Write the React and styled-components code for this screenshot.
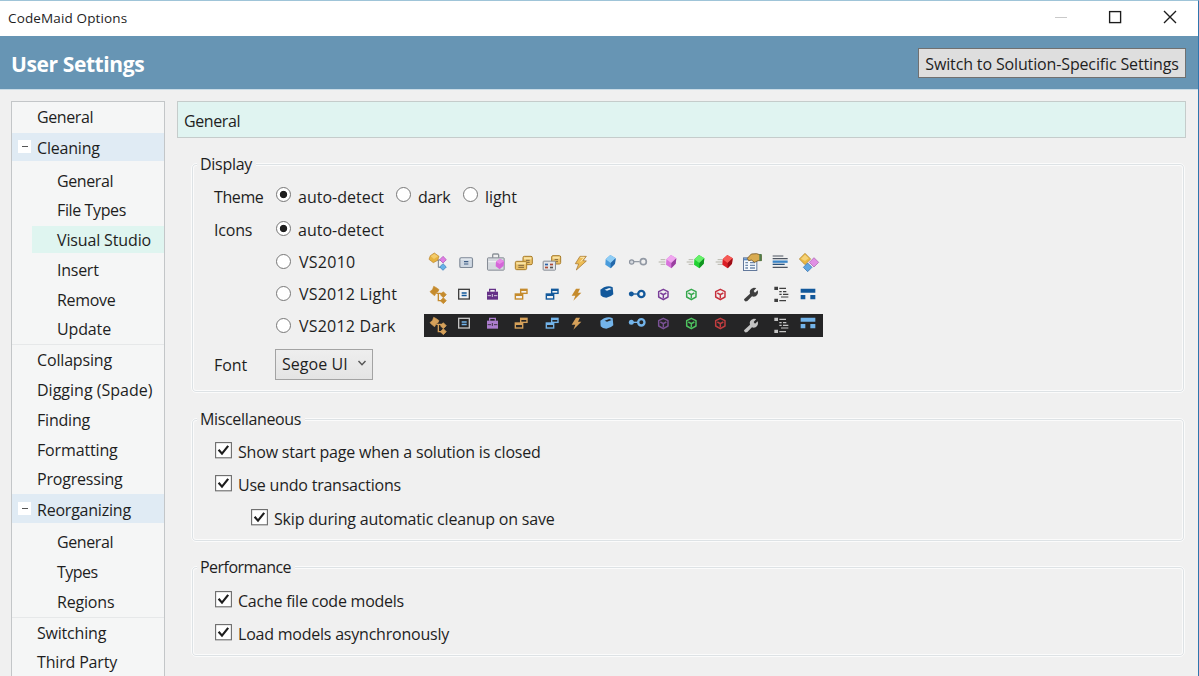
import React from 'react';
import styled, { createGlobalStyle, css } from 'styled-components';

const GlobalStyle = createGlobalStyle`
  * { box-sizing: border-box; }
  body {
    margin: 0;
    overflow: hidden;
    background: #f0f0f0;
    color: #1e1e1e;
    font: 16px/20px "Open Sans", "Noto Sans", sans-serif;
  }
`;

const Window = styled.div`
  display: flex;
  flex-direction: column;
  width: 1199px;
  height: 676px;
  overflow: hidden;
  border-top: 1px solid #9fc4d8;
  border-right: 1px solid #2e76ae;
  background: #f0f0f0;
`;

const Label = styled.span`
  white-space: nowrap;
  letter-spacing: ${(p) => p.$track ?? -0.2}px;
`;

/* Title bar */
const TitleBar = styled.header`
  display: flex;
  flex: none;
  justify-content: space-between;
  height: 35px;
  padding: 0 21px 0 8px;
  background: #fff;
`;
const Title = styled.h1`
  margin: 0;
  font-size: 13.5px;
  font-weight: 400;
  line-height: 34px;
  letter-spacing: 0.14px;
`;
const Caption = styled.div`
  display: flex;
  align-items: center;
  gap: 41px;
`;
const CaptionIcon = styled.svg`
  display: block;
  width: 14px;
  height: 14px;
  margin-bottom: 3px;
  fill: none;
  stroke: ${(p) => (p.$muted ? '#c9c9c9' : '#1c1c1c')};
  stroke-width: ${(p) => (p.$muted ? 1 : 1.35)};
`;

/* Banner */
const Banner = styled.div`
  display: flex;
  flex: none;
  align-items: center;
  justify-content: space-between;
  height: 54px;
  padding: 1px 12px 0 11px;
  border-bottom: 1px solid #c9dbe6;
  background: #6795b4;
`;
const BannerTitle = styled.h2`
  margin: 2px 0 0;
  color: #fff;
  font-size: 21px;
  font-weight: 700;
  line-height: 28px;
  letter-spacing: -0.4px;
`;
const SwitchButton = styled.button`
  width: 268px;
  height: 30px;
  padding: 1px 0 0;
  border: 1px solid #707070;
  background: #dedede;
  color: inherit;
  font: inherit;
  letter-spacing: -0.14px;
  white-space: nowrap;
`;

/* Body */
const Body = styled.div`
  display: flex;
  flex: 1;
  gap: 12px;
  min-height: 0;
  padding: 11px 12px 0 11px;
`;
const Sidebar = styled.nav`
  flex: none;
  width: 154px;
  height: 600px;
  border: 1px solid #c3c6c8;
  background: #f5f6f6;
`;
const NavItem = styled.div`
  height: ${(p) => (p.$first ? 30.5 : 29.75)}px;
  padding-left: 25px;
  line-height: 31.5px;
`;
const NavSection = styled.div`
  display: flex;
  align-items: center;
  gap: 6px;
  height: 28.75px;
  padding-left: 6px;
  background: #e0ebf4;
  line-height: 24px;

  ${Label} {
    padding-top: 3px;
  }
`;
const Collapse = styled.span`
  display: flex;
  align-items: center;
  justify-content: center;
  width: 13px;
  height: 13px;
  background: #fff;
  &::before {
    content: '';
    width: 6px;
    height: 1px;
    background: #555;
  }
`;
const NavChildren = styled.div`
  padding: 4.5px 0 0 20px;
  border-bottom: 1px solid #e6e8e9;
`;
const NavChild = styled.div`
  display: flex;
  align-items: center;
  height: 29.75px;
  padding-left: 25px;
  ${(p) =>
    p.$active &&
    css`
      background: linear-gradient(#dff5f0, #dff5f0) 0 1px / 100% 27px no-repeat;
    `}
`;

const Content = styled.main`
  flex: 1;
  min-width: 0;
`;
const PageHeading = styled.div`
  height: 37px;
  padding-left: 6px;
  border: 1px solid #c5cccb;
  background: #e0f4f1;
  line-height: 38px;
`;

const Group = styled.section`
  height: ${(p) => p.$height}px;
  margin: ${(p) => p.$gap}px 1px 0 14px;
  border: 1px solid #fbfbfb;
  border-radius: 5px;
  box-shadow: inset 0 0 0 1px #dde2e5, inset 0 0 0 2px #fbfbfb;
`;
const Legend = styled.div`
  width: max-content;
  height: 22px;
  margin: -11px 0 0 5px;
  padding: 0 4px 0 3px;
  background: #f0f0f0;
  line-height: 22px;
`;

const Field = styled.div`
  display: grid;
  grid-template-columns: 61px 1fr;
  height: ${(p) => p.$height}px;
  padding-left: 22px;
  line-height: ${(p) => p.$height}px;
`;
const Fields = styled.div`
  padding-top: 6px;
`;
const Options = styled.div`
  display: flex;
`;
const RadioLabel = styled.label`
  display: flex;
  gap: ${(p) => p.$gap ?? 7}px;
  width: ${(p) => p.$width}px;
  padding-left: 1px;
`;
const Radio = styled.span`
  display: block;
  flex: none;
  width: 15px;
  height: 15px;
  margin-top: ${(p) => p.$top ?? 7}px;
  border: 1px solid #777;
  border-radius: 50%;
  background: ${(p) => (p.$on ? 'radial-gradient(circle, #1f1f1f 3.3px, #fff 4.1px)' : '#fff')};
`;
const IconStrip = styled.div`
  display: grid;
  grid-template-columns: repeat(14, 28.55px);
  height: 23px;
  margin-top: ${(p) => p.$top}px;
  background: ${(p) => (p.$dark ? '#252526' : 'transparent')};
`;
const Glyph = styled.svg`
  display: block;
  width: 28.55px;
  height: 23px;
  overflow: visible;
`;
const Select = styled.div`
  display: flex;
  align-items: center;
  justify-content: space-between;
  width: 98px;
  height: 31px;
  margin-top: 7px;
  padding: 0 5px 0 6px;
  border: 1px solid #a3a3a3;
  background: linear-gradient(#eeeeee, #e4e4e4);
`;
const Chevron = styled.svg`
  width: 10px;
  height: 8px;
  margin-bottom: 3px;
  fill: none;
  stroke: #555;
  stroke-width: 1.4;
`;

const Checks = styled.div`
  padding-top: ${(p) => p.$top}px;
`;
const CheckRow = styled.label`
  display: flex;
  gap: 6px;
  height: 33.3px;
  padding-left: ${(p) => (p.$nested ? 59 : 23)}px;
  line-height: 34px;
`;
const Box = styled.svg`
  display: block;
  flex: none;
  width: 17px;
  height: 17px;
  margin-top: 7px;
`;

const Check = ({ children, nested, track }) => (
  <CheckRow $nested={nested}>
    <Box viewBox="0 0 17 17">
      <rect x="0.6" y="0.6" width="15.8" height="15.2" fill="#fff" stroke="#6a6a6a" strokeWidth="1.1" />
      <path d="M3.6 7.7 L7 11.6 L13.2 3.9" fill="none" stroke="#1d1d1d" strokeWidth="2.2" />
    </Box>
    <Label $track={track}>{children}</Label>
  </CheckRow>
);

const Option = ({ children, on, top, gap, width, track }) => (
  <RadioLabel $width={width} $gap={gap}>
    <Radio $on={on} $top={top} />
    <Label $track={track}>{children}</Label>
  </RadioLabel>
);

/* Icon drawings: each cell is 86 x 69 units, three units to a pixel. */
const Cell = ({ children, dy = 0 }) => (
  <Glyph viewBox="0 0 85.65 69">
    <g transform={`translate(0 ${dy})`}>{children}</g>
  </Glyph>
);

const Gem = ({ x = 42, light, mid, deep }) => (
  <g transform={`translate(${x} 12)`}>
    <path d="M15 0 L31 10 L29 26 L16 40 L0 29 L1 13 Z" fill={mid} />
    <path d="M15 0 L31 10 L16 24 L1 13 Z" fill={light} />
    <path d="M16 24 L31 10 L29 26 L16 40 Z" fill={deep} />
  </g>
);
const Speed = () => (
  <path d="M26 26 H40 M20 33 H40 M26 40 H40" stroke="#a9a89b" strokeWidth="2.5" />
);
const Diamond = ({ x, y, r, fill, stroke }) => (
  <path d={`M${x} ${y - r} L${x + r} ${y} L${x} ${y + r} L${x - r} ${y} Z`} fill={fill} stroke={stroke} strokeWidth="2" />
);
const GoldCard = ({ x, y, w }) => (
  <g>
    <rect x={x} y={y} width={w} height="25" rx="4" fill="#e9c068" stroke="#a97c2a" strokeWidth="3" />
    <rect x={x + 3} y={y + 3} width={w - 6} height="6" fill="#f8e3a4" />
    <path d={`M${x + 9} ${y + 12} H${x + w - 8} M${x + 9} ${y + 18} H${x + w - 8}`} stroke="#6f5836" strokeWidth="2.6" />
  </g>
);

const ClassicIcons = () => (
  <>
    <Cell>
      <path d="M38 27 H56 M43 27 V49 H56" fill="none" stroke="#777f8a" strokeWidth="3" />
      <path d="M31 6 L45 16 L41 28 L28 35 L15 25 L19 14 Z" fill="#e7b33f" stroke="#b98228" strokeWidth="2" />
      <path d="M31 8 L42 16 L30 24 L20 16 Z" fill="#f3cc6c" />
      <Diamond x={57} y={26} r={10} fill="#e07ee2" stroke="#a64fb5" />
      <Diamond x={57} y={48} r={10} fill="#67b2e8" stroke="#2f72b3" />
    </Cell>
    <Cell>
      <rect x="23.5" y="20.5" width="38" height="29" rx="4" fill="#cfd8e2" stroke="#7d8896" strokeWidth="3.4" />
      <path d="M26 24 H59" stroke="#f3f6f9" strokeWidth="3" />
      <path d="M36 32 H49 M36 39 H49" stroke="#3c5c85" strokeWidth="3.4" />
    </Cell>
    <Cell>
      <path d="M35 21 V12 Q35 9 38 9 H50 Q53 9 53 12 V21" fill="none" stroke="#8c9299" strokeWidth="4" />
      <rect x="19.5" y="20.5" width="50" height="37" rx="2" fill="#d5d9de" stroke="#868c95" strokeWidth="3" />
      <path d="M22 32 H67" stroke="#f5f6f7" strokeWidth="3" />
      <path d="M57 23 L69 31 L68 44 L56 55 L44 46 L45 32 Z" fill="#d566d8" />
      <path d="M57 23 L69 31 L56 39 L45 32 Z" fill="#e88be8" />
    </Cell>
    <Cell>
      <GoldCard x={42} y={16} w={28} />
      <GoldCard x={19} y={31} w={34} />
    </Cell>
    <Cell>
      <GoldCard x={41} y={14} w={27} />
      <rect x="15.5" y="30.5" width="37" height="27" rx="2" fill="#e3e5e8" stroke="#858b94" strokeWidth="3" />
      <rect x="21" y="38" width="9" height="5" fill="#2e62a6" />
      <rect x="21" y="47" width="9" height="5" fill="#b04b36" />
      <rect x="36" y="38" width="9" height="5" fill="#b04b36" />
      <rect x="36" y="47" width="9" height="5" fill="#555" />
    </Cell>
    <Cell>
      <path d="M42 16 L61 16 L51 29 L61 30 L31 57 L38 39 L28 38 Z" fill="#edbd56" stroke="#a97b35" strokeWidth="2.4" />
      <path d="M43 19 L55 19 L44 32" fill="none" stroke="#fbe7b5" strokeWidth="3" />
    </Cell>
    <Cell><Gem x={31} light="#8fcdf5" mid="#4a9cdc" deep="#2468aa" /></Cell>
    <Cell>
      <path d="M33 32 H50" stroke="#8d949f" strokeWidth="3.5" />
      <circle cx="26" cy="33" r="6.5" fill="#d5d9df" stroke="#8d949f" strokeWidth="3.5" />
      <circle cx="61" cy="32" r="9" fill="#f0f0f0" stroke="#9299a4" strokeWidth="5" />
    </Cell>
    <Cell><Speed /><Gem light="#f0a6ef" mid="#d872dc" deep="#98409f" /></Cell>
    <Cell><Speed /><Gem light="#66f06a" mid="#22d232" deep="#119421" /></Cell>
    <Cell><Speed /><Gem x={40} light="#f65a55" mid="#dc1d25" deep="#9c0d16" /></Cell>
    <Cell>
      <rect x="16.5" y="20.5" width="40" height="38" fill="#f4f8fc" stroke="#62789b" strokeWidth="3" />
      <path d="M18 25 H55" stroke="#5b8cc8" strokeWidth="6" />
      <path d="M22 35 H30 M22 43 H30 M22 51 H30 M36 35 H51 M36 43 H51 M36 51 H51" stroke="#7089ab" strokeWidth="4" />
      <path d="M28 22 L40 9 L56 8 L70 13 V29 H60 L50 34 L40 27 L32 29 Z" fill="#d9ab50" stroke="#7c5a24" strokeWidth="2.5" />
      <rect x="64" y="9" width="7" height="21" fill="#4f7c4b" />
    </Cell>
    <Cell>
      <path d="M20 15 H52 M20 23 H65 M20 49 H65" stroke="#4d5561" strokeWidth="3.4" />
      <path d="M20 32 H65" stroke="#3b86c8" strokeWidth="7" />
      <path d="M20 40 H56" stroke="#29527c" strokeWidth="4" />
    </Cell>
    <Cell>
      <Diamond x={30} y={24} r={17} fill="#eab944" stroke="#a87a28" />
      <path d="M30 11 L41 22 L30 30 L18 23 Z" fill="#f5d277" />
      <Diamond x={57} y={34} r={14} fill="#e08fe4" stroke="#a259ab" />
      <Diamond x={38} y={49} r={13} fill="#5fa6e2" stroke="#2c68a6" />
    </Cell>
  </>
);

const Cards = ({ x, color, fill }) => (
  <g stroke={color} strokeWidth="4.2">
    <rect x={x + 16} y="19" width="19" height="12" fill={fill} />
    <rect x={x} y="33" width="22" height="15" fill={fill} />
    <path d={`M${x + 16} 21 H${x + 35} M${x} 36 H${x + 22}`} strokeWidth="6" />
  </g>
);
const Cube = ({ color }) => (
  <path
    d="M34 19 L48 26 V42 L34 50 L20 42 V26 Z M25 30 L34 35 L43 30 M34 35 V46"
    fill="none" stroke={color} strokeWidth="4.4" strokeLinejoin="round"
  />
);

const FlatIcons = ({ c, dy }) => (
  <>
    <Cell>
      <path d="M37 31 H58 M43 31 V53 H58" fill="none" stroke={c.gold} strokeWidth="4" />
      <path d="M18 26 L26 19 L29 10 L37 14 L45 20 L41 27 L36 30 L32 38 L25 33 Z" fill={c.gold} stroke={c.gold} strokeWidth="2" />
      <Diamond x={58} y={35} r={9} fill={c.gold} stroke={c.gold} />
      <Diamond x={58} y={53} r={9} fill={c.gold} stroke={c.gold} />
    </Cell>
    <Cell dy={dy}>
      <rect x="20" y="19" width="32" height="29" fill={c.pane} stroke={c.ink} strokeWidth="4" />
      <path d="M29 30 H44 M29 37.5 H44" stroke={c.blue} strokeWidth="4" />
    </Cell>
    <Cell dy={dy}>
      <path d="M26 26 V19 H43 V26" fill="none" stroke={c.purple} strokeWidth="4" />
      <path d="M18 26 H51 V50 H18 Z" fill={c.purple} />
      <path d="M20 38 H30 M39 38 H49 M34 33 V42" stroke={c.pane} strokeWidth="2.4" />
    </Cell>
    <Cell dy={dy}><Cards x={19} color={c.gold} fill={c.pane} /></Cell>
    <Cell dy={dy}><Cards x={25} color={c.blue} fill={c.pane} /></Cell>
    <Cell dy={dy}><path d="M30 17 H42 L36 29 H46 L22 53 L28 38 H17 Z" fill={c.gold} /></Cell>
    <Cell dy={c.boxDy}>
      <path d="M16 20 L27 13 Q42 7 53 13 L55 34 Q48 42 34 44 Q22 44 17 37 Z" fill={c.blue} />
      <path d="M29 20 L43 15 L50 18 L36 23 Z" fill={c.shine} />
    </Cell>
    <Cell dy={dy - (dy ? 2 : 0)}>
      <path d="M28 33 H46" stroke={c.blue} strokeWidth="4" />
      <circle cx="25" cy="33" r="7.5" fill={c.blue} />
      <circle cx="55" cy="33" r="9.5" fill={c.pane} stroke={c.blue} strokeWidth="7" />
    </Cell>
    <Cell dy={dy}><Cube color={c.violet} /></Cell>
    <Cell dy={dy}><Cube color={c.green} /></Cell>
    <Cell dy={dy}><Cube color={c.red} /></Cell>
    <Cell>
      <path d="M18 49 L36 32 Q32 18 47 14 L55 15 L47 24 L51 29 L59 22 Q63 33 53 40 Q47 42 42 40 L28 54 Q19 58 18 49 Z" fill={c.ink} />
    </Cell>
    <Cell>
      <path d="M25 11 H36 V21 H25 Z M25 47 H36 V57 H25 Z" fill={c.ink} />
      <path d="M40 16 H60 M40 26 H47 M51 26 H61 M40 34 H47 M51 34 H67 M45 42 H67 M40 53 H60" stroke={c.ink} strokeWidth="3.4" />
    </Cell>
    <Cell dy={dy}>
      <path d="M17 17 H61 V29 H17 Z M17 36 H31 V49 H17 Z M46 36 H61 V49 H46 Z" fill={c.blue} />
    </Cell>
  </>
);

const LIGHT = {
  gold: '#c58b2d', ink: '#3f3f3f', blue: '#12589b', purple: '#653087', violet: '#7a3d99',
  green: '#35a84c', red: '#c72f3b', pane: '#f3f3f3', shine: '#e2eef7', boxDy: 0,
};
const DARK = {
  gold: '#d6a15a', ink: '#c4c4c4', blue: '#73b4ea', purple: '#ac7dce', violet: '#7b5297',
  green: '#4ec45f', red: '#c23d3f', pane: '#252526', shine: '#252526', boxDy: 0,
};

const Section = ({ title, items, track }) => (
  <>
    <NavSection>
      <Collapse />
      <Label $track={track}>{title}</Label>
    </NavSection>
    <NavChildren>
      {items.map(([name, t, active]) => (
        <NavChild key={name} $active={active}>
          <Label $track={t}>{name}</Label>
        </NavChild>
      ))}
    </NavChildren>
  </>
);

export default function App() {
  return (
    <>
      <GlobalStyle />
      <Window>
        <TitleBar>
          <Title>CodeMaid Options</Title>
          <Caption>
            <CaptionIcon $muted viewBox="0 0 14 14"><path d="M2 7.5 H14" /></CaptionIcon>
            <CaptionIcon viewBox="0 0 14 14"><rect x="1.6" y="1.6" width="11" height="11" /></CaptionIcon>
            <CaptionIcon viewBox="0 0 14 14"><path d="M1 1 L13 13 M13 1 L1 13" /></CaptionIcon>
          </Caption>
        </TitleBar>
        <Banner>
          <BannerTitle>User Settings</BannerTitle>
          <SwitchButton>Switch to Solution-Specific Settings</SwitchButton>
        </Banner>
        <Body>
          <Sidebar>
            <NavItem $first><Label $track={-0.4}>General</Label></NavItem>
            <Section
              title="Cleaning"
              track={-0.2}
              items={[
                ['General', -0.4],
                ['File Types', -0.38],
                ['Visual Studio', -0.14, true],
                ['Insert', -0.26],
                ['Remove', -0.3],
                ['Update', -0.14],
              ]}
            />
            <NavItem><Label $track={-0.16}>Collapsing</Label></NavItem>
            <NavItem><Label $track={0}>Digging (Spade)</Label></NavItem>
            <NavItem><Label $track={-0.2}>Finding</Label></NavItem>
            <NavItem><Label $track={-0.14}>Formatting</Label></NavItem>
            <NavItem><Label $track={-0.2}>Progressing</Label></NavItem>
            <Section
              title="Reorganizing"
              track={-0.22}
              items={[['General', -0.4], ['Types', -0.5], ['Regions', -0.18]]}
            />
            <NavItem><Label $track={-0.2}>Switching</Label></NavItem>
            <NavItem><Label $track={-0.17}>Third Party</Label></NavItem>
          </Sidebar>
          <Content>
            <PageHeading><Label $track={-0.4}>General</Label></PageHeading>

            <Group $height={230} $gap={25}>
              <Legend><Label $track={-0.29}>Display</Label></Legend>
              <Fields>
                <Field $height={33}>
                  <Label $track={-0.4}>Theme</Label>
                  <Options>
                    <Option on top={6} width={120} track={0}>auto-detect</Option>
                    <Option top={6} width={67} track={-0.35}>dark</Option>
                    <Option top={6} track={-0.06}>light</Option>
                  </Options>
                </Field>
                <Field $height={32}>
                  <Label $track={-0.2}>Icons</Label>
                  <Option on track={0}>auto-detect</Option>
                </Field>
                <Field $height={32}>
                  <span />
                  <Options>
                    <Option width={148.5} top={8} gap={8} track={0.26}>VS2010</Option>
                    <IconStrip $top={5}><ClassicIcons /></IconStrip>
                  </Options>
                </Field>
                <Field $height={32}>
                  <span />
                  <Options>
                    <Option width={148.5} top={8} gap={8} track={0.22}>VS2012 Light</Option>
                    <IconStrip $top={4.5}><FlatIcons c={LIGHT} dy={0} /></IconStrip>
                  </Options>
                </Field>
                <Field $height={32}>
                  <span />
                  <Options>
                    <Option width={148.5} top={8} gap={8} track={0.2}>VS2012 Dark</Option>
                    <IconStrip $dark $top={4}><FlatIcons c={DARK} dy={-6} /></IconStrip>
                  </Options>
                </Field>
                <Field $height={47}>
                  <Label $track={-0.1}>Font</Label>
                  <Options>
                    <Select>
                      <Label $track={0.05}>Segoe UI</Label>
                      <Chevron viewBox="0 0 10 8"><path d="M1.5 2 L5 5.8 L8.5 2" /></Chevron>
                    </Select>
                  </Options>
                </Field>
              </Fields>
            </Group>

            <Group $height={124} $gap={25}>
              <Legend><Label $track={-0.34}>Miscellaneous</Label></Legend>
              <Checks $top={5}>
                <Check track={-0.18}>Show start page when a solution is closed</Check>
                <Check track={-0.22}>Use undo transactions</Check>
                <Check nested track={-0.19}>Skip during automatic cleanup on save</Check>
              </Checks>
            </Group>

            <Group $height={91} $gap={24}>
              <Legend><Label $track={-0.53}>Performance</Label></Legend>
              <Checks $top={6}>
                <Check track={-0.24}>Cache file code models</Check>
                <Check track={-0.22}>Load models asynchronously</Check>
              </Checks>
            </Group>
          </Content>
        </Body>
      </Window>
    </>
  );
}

- _CHALLENGE_:
Write out every line of the data that holds the word "components".

- _OUTPUT FOR THIS EXERCISE_:
Write the React and styled-components code for this screenshot.
import styled, { createGlobalStyle, css } from 'styled-components';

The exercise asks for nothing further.